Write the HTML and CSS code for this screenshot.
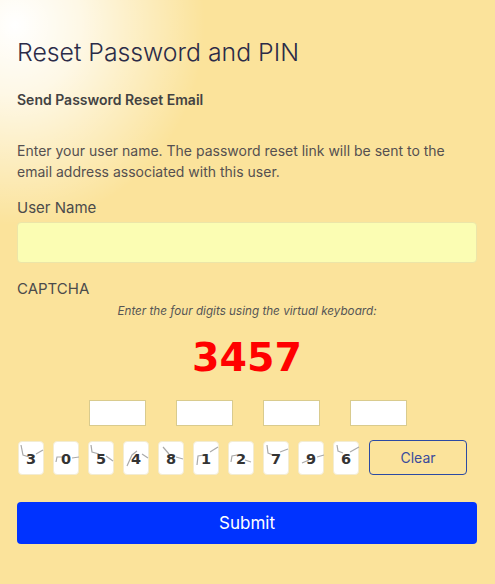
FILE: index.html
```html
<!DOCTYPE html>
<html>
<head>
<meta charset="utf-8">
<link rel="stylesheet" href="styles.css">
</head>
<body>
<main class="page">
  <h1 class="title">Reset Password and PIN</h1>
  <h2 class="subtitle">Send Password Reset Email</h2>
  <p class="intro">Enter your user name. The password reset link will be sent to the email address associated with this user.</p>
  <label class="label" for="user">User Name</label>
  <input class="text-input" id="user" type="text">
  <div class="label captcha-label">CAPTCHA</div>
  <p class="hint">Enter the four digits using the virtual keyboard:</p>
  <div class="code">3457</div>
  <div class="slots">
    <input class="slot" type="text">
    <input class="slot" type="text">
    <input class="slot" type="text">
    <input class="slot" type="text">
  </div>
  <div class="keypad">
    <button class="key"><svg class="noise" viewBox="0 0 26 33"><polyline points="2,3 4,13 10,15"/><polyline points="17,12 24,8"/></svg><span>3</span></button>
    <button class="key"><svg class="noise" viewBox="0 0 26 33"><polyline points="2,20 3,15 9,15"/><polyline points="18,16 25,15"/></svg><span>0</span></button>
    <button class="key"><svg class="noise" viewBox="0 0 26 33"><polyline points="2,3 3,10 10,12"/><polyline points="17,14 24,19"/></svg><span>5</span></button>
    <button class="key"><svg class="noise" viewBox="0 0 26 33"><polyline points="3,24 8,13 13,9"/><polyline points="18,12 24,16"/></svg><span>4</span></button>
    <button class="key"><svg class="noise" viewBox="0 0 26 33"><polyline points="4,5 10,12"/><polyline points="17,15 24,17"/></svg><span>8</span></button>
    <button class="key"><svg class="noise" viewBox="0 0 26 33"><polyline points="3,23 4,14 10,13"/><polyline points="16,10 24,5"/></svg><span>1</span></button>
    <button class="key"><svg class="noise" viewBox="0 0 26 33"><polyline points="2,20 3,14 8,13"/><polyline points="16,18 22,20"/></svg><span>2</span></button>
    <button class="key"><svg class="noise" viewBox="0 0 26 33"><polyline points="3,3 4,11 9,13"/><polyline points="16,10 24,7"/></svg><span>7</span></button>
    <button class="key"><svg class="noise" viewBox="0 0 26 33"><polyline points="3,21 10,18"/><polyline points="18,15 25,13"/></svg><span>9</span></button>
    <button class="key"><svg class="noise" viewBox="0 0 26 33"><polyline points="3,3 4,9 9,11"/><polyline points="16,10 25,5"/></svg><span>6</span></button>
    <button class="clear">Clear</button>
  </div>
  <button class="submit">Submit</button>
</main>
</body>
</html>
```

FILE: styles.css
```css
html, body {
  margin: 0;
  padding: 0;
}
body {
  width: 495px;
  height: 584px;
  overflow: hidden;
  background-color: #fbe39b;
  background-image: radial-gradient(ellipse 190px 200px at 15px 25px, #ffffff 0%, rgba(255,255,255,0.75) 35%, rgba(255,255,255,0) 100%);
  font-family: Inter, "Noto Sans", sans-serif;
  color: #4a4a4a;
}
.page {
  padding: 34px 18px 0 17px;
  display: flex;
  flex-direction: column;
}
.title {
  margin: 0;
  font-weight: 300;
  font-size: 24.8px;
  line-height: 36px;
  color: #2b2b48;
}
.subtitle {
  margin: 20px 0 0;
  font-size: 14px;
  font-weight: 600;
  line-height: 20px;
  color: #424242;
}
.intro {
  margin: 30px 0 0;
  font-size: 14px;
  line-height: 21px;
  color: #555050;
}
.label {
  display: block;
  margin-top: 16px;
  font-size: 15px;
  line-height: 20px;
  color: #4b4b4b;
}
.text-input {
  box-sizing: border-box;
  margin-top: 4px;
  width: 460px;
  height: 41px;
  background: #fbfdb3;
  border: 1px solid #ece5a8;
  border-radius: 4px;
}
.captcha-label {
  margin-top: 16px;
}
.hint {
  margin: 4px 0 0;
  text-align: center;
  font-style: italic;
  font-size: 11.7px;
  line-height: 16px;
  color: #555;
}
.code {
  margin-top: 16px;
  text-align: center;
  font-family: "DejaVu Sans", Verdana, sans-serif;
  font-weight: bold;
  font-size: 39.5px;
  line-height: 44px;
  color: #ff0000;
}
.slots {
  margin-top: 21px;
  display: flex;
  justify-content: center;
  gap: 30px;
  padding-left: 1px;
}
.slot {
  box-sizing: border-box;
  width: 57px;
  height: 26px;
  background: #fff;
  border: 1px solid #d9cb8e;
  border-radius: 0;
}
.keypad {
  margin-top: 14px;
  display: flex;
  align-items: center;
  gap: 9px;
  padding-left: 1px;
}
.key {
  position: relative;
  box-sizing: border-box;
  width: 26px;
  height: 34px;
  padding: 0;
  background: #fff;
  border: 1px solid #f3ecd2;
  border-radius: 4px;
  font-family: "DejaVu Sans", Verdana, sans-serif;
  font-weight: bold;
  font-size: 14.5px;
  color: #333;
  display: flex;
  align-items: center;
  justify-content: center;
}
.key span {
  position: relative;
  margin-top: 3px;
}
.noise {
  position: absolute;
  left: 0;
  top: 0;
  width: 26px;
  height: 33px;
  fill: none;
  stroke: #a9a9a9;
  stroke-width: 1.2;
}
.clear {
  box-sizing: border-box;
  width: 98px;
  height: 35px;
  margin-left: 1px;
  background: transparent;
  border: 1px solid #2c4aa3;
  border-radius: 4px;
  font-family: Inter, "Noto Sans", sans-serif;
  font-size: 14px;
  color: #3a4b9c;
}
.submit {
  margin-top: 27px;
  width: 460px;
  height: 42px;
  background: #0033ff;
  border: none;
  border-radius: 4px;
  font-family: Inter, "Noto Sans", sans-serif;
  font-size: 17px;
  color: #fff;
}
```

==

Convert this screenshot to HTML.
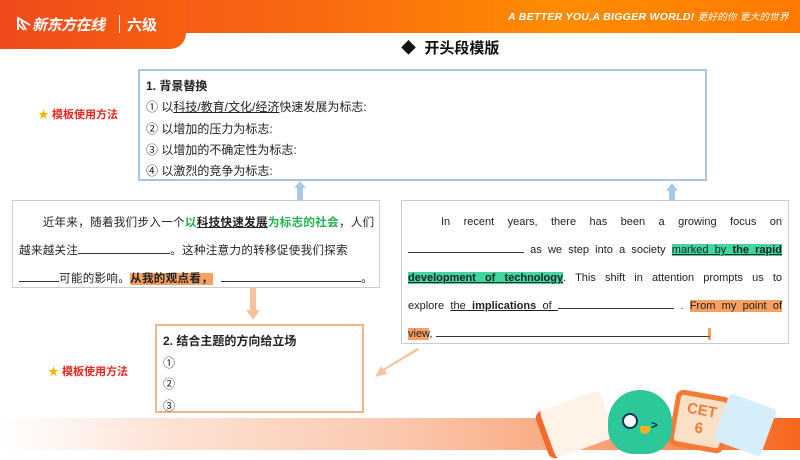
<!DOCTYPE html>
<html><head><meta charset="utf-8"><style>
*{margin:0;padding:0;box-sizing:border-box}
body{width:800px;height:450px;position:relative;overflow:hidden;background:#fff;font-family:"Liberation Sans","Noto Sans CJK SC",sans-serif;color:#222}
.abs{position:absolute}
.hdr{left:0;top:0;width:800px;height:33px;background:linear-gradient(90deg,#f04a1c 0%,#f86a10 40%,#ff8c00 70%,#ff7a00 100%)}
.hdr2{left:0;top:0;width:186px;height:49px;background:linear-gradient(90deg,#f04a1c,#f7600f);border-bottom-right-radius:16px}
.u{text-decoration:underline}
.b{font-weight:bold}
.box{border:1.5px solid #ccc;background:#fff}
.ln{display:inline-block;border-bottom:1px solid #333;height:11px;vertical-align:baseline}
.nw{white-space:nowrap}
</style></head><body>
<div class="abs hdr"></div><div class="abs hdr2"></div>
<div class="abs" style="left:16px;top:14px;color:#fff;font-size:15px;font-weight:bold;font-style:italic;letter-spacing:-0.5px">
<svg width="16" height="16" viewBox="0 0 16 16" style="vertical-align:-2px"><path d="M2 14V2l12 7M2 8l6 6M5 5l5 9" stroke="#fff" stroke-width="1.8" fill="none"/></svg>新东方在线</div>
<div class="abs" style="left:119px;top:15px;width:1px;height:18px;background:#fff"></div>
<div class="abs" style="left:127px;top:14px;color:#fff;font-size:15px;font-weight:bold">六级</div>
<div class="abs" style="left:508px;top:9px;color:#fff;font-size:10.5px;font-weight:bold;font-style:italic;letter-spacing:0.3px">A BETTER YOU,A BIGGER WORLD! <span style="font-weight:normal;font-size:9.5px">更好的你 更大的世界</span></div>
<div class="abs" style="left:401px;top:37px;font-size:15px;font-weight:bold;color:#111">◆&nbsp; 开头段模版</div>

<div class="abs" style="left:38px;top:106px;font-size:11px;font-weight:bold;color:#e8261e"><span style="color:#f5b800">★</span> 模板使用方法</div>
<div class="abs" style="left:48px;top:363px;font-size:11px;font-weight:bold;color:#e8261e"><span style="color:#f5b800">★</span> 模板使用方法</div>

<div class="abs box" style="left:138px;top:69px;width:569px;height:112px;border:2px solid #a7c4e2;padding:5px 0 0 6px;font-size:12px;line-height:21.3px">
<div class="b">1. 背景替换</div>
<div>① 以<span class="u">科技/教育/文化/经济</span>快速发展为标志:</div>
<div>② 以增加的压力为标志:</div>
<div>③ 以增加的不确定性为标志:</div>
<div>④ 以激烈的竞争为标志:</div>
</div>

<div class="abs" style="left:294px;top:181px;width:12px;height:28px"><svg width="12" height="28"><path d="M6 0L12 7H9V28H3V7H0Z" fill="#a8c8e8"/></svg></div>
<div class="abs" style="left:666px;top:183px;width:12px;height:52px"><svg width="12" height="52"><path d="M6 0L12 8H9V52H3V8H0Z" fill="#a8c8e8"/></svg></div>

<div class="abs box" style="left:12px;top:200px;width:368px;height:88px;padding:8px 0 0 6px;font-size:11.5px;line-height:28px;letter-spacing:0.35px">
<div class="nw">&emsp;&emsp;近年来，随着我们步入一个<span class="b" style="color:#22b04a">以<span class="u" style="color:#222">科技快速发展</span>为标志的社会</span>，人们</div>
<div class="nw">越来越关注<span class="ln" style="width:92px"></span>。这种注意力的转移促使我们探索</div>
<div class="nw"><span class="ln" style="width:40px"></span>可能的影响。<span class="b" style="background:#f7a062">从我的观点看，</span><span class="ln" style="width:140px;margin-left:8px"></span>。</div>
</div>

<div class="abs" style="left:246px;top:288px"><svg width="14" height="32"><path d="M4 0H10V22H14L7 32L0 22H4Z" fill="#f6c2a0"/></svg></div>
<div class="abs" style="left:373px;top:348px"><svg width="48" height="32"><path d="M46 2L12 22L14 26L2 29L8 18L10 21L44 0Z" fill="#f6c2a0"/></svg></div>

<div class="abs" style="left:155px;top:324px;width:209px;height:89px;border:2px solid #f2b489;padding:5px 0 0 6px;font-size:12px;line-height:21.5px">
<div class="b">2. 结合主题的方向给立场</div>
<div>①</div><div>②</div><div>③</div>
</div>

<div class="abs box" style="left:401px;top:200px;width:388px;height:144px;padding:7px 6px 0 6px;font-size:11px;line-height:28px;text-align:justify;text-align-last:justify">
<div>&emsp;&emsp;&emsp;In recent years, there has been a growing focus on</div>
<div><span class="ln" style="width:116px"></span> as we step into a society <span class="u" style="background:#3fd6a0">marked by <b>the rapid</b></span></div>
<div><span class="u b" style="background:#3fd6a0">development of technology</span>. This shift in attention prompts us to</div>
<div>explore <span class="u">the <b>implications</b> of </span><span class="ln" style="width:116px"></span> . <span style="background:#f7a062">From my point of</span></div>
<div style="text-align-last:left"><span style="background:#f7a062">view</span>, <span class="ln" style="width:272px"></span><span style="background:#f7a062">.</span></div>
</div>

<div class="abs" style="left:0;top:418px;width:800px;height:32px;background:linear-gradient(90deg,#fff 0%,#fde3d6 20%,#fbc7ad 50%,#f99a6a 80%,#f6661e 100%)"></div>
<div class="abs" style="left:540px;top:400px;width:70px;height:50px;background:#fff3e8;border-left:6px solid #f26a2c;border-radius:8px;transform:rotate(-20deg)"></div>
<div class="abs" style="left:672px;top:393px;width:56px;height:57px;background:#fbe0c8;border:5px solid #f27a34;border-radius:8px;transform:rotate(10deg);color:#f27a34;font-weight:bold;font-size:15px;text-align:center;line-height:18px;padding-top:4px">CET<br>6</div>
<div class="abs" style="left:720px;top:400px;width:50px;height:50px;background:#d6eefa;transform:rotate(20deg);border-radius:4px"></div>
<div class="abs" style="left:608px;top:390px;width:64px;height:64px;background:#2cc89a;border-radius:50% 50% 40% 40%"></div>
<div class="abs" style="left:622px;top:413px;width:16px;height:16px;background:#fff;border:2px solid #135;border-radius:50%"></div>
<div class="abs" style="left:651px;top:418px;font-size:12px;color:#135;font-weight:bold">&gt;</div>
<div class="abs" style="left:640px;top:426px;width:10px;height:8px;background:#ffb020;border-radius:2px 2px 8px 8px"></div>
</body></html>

Problem description: Identify each line in the entries with the word "code" and copy it.

Answer to the task:
Write the HTML and CSS code for this screenshot.
  <div class="code">3457</div>
.code {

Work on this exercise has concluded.